The education plank of Cuomo's "2015 New York State of Opportunity" is an 11-point reform plan, including:

"professionalizing" teaching and increasing performance standards
strengthening teacher evaluations
rewarding effective teachers
transforming failing schools
removing ineffective teachers
expanding charter schools
passing the DREAM Act
expanding mayoral control
continuing support for 4-year-old Pre-K
initiating 3-year-old Pre-K
establishing a New York Mentoring Commission
"This is the year to do it," Cuomo said. "This is the year to roll up our sleeves."

Cuomo wants all 11 reforms passed as one. In exchange, the governor says he'll work to increase New York's education aid allocation from a scheduled $377 million, to $1.1 billion the next year — a 4.8 percent increase.

"Let's make the hard choices once," he said. "Let's stand up for the kids, once."

Cuomo has also drawn up incentives for teachers, including $20,000 payouts for high-performing educators, and tying teacher tenure to classroom performance.

The state teachers' union says Cuomo's incentive plan crosses a line.

"Massachusetts has implemented a merit scheme in teaching, and it's proved to not be effective," said NYSUT president Karen Magee following the speech. "It inhibits collaboration; it stops the work."

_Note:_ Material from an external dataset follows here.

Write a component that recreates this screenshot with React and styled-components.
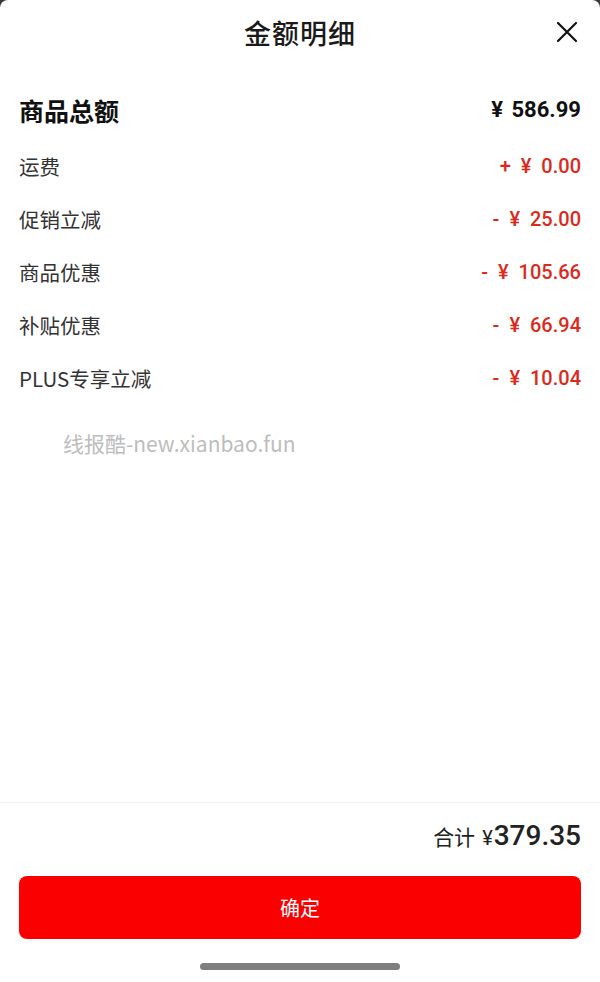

In a statement, Magee slammed the governor's education plank for "intellectually hollow rhetoric that misrepresents the state of teaching and learning." Magee called for greater, immediate school funding, and blamed state government for what she calls the "poverty and under-funding" that have plagued urban schools for decades.

Already, one of the governor's incentive plans is in motion: the Master Teachers program, which began its work in 2014, is paying hundreds of well-performing teachers a $15,000 stipend to help form high standards for STEM education.

"To help our students better achieve goals in college and career-readiness," said new Master Teacher Anne Ippolito, "it will definitely be a benefit to teachers and students alike."

It's one merit-based program that NYSUT is at least willing to wait-and-see on: "I'd be more than happy to engage the governor on the Master Teachers program," Magee said Wednesday.

On higher education, the governor outlined hopeful reforms for New York's community college system. Cuomo wants to align the colleges with the Regional Economic Development Councils, and shape them more like trade schools, to specifically train students for high-demand jobs that already exist in New York.